LA PAZ EN LO ORDINARIO

En un mundo donde pareciera que sólo lo extraordinario cuenta, detenerse a apreciar de forma honesta lo ordinario es casi casi un acto revolucionario. Nuestra mente suele estar tan saturada de millones de ideas, planes, preocupaciones, compromisos y actividades que prácticamente se queda inmune ante la maravilla de una simple luna llena a las siete de la tarde o del crujir de las hojas secas en los pasos de noviembre.

Cuando veo filosofías que en los últimos años se han querido abrir paso en la narrativa universal para instalarse en la vida cotidiana como el minimalismo, el mindfulness o el slow ______ (fashion-cooking-living-working-blogging-o pónganle lo que quieran) recuerdo la urgencia de una contracorriente que venga a ponerle pausa a esta carrera frenética por hacer más, concentrarse más, aprender más para ser más, competir más, conseguir más. ¿No estamos exhaustos? ¿No queremos que este tren pare ya y pedir el “kins” al que recurríamos de chicos en las carreras cuando nos faltaba el aire?

Atender a esos instantes cotidianos que parecen haber perdido importancia es el “kins” de este siglo, como detenerte en cada sitio donde tu hijo de cuatro años te lo pida porque hubo algo que le interesó (e interesarte con él), sentarte en la mesa para tomarte el café a conciencia (ajá, sin hacer ninguna cosa más) o invertir el doble de tiempo para picar la verdura de la sopa simplemente para experimentar con frenesí los olores y las texturas.

Pareciera que detalles como éstos han pedido importancia porque, al fin y al cabo, no son redituables, no se traducen en incrementos en las ventas ni en likes en el instagram. Pero la belleza de cada uno de ellos está en que son precisamente los que alimentan los espacios entre triunfo y triunfo, entre un logro y el siguiente. Esos momentos que se repiten dos, tres, cuatro o veinte veces en un día, que su condición de lugares comunes los vuelven casi casi imperceptibles, son muchas veces en donde podemos refugiarnos para gozar de un minuto de pausa y de respiro.
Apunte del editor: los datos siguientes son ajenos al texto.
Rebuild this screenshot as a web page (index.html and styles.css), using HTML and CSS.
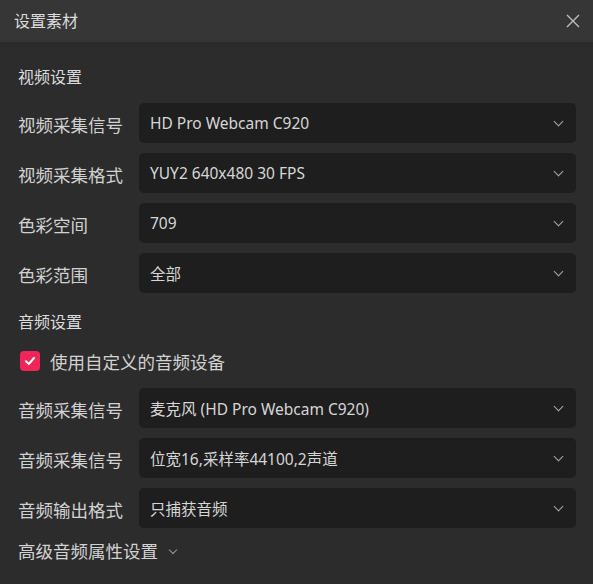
FILE: index.html
```html
<!DOCTYPE html>
<html lang="zh-CN">
<head>
    <meta charset="UTF-8">
    <meta name="viewport" content="width=device-width, initial-scale=1.0">
    <title>设置素材</title>
    <link rel="stylesheet" href="styles.css">
</head>
<body>
    <div class="dialog">
        <div class="dialog-header">
            <span class="dialog-title">设置素材</span>
            <svg class="close" width="14" height="14" viewBox="0 0 14 14">
                <path d="M1 1L13 13M13 1L1 13" stroke="#bdbdbd" stroke-width="1.4" fill="none"/>
            </svg>
        </div>
        <div class="dialog-body">
            <div class="section-title video-title">视频设置</div>
            <div class="rows">
                <div class="row">
                    <label>视频采集信号</label>
                    <div class="select">HD Pro Webcam C920<span class="arrow"></span></div>
                </div>
                <div class="row">
                    <label>视频采集格式</label>
                    <div class="select">YUY2 640x480 30 FPS<span class="arrow"></span></div>
                </div>
                <div class="row">
                    <label>色彩空间</label>
                    <div class="select">709<span class="arrow"></span></div>
                </div>
                <div class="row">
                    <label>色彩范围</label>
                    <div class="select">全部<span class="arrow"></span></div>
                </div>
            </div>

            <div class="section-title audio-title">音频设置</div>
            <div class="check-row">
                <span class="checkbox">
                    <svg width="12" height="12" viewBox="0 0 12 12">
                        <path d="M2 6.2L4.8 9L10 3" stroke="#fff" stroke-width="2" fill="none" stroke-linecap="round" stroke-linejoin="round"/>
                    </svg>
                </span>
                <span>使用自定义的音频设备</span>
            </div>
            <div class="rows">
                <div class="row">
                    <label>音频采集信号</label>
                    <div class="select">麦克风 (HD Pro Webcam C920)<span class="arrow"></span></div>
                </div>
                <div class="row">
                    <label>音频采集信号</label>
                    <div class="select">位宽16,采样率44100,2声道<span class="arrow"></span></div>
                </div>
                <div class="row">
                    <label>音频输出格式</label>
                    <div class="select">只捕获音频<span class="arrow"></span></div>
                </div>
            </div>
            <div class="advanced">高级音频属性设置<span class="arrow small"></span></div>
        </div>
    </div>
</body>
</html>
```

FILE: styles.css
```css
body, html {
    margin: 0;
    height: 100%;
    background: #2c2c2c;
    font-family: 'Noto Sans', 'Noto Sans CJK SC', sans-serif;
    color: #d2d2d2;
}
.dialog {
    width: 593px;
    height: 584px;
    background: #2c2c2c;
}
.dialog-header {
    height: 42px;
    background: #363636;
    display: flex;
    align-items: center;
    justify-content: space-between;
    padding: 0 13px 0 14px;
}
.dialog-title {
    font-size: 16px;
    color: #dcdcdc;
    line-height: 24px;
}
.close {
    display: block;
}
.dialog-body {
    padding: 0 17px 0 18px;
}
.section-title {
    font-size: 16px;
    line-height: 24px;
    color: #dcdcdc;
}
.video-title {
    padding-top: 23px;
    margin-bottom: 14px;
}
.audio-title {
    margin-top: 17px;
    margin-bottom: 15px;
}
.rows {
    display: flex;
    flex-direction: column;
    gap: 10px;
}
.row {
    display: flex;
    align-items: center;
    height: 40px;
}
.row label {
    width: 121px;
    font-size: 17.5px;
    line-height: 24px;
    padding-top: 3px;
}
.select {
    flex: 1;
    height: 40px;
    background: #1e1e1e;
    border-radius: 5px;
    display: flex;
    align-items: center;
    padding: 0 14px 0 11px;
    font-size: 15.5px;
    color: #d6d6d6;
}
.arrow {
    margin-left: auto;
    width: 6px;
    height: 6px;
    border-right: 1.3px solid #a8a8a8;
    border-bottom: 1.3px solid #a8a8a8;
    transform: rotate(45deg);
    margin-top: -4px;
}
.arrow.small {
    margin-left: 12px;
    width: 5px;
    height: 5px;
    margin-top: -3px;
    border-color: #9a9a9a;
}
.check-row {
    display: flex;
    align-items: center;
    height: 24px;
    font-size: 17.5px;
    margin-bottom: 15px;
    padding-left: 2px;
}
.checkbox {
    width: 20px;
    height: 20px;
    border-radius: 4px;
    background: #f0265a;
    display: flex;
    align-items: center;
    justify-content: center;
    margin-right: 10px;
}
.advanced {
    margin-top: 11px;
    display: flex;
    align-items: center;
    font-size: 17.5px;
    line-height: 24px;
}
```
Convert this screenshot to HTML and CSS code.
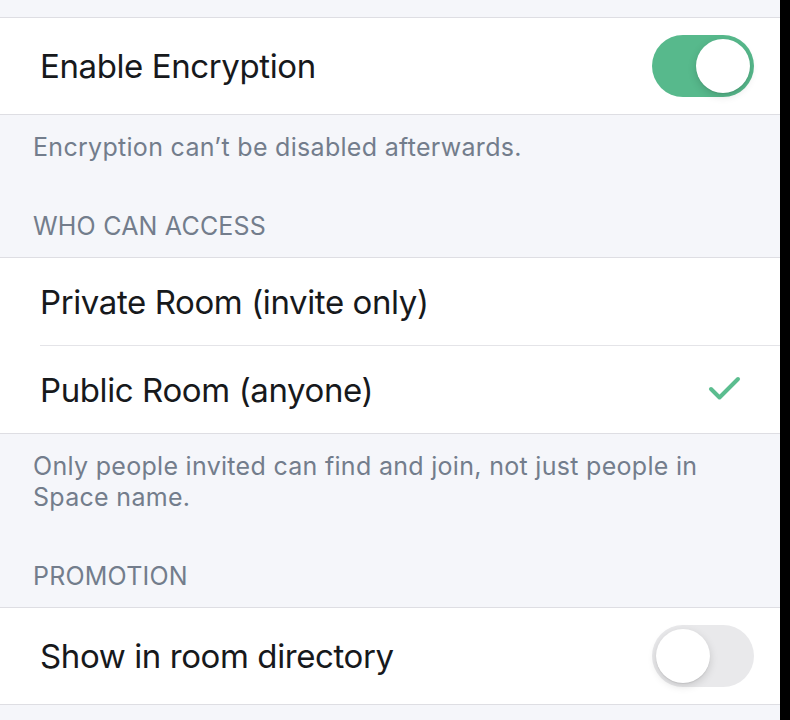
FILE: index.html
```html
<!DOCTYPE html>
<html>
<head>
<meta charset="utf-8">
<link rel="stylesheet" href="styles.css">
</head>
<body>
<div class="page">
  <div class="top-gap"></div>
  <section class="group">
    <div class="row row-tall">
      <span class="label">Enable Encryption</span>
      <span class="switch on"><span class="knob"></span></span>
    </div>
  </section>
  <p class="footer">Encryption can’t be disabled afterwards.</p>
  <h2 class="header">WHO CAN ACCESS</h2>
  <section class="group">
    <div class="row row-short">
      <span class="label">Private Room (invite only)</span>
    </div>
    <div class="sep"></div>
    <div class="row row-short">
      <span class="label">Public Room (anyone)</span>
      <svg class="check" width="34" height="28" viewBox="0 0 34 28"><path d="M3 13 L11.5 21.5 L30 3" fill="none" stroke="#5bbd8f" stroke-width="4" stroke-linecap="round" stroke-linejoin="round"/></svg>
    </div>
  </section>
  <p class="footer">Only people invited can find and join, not just people in Space name.</p>
  <h2 class="header">PROMOTION</h2>
  <section class="group">
    <div class="row row-tall">
      <span class="label">Show in room directory</span>
      <span class="switch off"><span class="knob"></span></span>
    </div>
  </section>
</div>
</body>
</html>
```

FILE: styles.css
```css
html, body {
  margin: 0;
  padding: 0;
  background: #000;
}
.page {
  width: 780px;
  height: 720px;
  background: #f5f6fa;
  overflow: hidden;
  font-family: Inter, "Liberation Sans", sans-serif;
}
.top-gap {
  height: 17px;
}
.group {
  background: #fff;
  border-top: 1px solid #dedee3;
  border-bottom: 1px solid #dedee3;
}
.row {
  display: flex;
  align-items: center;
  justify-content: space-between;
  padding: 0 26px 0 40px;
  box-sizing: border-box;
}
.row-tall {
  height: 96px;
}
.row-short {
  height: 87px;
}
.sep {
  height: 1px;
  margin-left: 40px;
  background: #e4e4e8;
}
.label {
  font-size: 33px;
  color: #17191c;
  letter-spacing: -0.4px;
}
.footer {
  margin: 0;
  padding: 17px 60px 0 33px;
  font-size: 25px;
  line-height: 31px;
  color: #737d8c;
  letter-spacing: 0.3px;
}
.header {
  margin: 48px 0 0;
  padding: 0 33px 15px;
  font-size: 25px;
  line-height: 31px;
  font-weight: 400;
  color: #737d8c;
  letter-spacing: 0.2px;
}
.switch {
  width: 102px;
  height: 62px;
  border-radius: 31px;
  box-sizing: border-box;
  padding: 4px;
  display: flex;
}
.switch.on {
  background: #57b98c;
  justify-content: flex-end;
}
.switch.off {
  background: #e9e9eb;
  justify-content: flex-start;
}
.knob {
  width: 54px;
  height: 54px;
  border-radius: 50%;
  background: #fff;
  box-shadow: 0 3px 8px rgba(0,0,0,0.15), 0 1px 1px rgba(0,0,0,0.08);
}
.check {
  margin-right: 12px;
  display: block;
}
```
El calor en las palmas de mis manos al tomar de la “panza” la taza de té caliente, los cinco o seis “buenos días” de las personas que veo pasar en mi caminata matutina, el sabor ácido y dulzón en la boca de mi pan de centeno favorito, los malabares del chico de rastas que se gana la vida en un crucero del boulevard, las treinta veces que subo y bajo la escalera de mi casa, el olor de la tierra mojada cuando riego el jardín al atardecer… son algunas de las miles de oportunidades que nos da el espíritu en cada jornada para conectar con él y sentirnos otra vez en paz.

La próxima vez que te sientas presa del estrés o la ansiedad, busca un hormiguero y observa el vaivén de las inquilinas durante unos quince minutos y observa qué sucede en tu interior. Cambia el hormiguero por tu canción favorita en spotify, diez páginas de ese libro que dejaste a medias o una llamada a un ser querido. La belleza de la cotidianidad es que es igualmente sanadora en cualquiera de sus manifestaciones.